* Information supplied
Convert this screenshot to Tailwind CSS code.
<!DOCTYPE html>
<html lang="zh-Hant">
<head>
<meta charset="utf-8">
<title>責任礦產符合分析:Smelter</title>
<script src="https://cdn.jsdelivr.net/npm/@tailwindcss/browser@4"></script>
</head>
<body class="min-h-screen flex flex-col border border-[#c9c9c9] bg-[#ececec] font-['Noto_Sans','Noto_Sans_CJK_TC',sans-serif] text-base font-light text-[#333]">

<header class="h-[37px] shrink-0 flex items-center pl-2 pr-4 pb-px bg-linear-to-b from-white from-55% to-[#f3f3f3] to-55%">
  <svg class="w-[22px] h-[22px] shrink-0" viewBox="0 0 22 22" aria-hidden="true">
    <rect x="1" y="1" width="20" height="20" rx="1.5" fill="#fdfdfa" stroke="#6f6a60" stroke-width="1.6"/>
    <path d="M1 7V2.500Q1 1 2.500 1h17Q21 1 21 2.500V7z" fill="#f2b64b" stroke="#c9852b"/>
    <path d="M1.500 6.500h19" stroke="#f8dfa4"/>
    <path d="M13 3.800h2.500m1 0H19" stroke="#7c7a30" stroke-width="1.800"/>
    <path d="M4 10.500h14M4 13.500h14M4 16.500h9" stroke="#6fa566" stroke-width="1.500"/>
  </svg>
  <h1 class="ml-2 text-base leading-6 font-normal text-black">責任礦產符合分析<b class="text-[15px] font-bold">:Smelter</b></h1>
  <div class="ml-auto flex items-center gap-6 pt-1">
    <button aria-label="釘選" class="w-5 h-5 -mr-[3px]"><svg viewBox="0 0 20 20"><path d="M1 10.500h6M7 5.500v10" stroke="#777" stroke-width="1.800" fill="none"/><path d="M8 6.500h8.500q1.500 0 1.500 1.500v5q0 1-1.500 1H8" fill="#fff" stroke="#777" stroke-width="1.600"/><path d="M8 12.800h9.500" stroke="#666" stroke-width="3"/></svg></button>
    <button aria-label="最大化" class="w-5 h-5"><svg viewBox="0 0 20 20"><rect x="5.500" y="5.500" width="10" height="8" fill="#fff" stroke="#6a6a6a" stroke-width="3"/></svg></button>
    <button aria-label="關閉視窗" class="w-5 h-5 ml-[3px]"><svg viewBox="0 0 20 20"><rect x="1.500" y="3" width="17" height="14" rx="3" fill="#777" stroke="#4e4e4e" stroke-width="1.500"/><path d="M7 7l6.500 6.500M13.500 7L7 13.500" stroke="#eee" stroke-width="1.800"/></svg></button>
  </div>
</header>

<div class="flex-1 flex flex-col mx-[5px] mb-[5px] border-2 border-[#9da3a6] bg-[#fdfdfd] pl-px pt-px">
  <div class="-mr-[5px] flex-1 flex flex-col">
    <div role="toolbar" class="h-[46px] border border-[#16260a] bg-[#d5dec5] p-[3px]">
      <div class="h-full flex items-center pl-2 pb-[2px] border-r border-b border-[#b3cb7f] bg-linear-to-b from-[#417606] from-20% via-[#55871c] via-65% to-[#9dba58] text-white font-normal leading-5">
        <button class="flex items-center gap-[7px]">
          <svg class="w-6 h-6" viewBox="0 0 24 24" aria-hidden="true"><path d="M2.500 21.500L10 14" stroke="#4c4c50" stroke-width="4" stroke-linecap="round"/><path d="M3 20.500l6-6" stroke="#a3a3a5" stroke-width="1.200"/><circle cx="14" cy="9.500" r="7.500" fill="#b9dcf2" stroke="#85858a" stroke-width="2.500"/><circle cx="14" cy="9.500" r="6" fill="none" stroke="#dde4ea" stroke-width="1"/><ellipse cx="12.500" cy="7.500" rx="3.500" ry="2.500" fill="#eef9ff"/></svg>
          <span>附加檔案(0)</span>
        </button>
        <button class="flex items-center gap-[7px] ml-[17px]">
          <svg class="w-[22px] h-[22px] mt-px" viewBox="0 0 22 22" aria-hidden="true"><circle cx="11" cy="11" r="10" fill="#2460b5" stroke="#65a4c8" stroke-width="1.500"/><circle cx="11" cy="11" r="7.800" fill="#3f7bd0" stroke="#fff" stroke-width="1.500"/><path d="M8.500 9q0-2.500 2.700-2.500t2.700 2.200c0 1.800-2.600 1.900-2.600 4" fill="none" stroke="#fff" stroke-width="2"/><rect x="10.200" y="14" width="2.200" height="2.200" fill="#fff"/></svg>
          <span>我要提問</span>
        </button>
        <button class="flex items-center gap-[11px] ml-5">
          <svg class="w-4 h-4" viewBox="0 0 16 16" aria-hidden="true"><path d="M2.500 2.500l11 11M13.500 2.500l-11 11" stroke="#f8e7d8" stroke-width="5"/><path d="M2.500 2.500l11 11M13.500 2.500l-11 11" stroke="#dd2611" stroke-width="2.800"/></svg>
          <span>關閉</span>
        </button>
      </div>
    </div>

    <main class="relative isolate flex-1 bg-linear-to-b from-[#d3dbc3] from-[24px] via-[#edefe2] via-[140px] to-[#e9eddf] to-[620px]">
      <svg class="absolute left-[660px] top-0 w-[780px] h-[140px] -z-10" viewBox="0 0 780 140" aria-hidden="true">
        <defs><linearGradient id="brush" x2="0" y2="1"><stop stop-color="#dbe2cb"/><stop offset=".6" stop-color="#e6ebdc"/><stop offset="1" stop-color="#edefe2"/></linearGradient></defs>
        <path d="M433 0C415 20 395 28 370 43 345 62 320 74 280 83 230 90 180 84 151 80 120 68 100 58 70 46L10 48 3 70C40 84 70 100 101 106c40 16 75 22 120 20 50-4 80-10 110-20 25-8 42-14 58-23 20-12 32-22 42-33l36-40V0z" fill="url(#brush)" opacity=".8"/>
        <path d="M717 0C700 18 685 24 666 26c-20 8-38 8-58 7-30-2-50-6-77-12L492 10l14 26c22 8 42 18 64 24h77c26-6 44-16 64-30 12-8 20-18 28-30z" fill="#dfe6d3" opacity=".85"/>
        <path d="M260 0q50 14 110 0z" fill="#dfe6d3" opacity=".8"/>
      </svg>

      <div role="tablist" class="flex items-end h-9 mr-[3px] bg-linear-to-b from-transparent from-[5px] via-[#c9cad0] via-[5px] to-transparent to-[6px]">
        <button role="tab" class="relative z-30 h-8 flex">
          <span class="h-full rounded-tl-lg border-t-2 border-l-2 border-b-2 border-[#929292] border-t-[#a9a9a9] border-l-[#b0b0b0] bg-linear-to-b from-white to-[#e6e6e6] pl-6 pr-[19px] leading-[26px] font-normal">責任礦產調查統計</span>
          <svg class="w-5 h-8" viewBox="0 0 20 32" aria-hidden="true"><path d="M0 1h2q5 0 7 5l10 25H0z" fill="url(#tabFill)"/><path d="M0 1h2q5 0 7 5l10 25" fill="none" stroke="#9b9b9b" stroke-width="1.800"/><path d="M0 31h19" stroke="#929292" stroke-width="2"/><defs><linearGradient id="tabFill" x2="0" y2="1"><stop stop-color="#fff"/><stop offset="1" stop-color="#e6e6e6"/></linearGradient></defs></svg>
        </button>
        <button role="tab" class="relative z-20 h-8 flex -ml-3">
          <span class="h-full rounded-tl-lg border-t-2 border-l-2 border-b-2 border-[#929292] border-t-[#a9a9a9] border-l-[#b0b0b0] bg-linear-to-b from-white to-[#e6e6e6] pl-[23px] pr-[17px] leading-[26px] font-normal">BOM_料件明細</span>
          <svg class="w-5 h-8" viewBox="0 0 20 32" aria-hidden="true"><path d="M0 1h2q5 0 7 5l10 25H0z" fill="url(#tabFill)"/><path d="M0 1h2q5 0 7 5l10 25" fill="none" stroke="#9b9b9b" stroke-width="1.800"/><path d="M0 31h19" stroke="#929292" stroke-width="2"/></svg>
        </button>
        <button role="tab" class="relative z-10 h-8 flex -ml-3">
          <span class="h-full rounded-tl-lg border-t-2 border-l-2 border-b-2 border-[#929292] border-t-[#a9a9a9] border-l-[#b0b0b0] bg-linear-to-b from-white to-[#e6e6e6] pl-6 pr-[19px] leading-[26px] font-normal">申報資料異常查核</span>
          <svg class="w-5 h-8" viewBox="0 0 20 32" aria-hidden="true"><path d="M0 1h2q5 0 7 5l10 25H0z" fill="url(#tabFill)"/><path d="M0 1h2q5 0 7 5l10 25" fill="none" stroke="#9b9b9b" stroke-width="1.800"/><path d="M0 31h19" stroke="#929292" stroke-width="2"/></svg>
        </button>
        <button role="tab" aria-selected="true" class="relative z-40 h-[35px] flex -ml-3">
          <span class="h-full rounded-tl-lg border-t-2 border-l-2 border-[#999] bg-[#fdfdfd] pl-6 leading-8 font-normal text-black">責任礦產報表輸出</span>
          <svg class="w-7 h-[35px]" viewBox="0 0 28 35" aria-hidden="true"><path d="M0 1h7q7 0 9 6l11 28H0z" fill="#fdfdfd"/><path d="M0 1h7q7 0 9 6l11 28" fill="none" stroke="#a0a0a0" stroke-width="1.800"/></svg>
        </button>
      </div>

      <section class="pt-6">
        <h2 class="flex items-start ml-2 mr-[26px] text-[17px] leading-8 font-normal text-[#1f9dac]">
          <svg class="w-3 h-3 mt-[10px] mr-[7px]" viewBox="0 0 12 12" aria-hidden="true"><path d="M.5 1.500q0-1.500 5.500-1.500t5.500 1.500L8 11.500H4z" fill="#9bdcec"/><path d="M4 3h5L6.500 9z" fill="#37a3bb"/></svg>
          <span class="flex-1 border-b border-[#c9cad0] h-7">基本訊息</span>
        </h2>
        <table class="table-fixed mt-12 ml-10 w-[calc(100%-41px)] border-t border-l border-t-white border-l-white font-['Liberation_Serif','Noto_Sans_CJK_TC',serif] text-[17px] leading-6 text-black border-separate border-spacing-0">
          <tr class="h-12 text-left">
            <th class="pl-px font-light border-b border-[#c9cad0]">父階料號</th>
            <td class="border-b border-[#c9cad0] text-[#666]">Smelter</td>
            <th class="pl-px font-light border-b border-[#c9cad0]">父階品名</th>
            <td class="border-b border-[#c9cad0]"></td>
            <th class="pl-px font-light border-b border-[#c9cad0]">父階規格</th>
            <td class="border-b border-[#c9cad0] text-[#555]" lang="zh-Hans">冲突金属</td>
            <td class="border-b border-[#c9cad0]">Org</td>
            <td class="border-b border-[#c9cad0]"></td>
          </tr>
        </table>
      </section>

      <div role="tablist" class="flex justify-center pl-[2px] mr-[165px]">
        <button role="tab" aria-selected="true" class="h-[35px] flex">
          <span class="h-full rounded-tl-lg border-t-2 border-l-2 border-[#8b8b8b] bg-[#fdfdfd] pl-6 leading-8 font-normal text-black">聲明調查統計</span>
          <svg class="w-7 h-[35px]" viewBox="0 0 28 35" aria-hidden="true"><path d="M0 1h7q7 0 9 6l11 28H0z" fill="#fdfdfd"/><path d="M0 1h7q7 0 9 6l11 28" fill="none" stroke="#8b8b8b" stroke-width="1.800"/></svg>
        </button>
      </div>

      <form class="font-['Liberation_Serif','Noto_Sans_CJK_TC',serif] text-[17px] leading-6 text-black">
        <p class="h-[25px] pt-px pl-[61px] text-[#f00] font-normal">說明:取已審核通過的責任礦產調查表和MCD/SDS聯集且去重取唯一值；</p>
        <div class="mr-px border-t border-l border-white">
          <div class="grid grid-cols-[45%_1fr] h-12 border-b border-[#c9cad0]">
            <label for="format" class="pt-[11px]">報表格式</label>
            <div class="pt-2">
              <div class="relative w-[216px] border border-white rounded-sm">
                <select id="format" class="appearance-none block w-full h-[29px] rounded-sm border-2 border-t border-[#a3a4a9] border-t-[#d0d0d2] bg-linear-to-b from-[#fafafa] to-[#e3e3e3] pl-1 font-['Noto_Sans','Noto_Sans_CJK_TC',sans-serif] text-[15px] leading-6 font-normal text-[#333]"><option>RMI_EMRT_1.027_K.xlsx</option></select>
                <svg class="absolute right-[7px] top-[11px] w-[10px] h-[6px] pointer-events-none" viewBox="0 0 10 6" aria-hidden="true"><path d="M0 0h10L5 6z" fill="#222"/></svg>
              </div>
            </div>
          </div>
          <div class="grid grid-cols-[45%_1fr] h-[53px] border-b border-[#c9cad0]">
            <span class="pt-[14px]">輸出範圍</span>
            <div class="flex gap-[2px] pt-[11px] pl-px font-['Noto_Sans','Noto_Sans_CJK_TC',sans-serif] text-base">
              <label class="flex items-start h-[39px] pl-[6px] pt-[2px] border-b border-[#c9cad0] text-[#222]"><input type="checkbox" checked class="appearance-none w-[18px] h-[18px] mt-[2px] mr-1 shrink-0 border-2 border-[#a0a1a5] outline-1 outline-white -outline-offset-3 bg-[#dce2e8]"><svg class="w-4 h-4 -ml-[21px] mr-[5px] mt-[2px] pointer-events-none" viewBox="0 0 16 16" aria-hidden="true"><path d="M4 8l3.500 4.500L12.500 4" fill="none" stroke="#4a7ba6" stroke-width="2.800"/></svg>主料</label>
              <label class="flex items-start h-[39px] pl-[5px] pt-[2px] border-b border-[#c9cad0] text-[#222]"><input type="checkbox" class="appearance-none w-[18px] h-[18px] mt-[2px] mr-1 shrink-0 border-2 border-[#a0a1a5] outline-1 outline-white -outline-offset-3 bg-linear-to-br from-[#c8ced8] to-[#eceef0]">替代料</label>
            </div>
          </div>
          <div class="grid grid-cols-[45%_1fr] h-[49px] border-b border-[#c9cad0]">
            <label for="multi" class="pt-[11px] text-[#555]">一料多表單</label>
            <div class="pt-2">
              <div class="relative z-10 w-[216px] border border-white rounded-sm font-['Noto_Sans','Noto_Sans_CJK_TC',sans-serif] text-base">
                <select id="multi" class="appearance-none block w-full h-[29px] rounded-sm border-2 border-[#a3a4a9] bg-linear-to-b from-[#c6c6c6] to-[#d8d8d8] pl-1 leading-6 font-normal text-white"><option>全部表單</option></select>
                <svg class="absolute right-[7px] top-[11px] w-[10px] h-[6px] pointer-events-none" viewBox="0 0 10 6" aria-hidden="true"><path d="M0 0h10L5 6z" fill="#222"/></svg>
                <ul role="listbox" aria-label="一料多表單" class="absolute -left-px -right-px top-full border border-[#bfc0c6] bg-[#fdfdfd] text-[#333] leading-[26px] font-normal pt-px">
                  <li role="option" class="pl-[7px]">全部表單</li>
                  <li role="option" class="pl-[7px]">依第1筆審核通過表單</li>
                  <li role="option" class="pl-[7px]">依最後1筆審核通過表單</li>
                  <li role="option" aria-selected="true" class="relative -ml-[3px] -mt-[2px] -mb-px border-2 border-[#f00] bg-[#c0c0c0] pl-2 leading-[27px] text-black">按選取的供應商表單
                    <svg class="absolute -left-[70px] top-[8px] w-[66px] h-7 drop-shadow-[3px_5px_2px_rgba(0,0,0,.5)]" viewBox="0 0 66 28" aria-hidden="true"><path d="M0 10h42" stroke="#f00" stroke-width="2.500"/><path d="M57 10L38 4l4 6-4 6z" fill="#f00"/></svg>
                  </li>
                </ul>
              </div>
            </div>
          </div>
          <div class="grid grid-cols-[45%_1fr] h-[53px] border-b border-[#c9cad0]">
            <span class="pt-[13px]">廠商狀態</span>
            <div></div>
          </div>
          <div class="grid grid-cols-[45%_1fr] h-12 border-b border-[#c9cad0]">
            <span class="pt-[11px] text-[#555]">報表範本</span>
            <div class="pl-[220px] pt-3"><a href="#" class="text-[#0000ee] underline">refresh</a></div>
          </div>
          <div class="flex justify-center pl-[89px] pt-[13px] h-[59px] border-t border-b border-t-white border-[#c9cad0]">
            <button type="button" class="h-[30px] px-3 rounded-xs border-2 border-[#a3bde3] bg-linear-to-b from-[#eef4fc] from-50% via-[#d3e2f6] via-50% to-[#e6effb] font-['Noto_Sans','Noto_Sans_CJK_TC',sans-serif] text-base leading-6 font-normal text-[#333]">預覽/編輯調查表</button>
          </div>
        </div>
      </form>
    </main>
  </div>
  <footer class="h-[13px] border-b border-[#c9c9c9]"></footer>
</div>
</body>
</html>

* Request
Repeat, word for word, the lines from the opening of the material through the line containing "flex flex-col border".

* Expected answer
Convert this screenshot to Tailwind CSS code.
<!DOCTYPE html>
<html lang="zh-Hant">
<head>
<meta charset="utf-8">
<title>責任礦產符合分析:Smelter</title>
<script src="https://cdn.jsdelivr.net/npm/@tailwindcss/browser@4"></script>
</head>
<body class="min-h-screen flex flex-col border border-[#c9c9c9] bg-[#ececec] font-['Noto_Sans','Noto_Sans_CJK_TC',sans-serif] text-base font-light text-[#333]">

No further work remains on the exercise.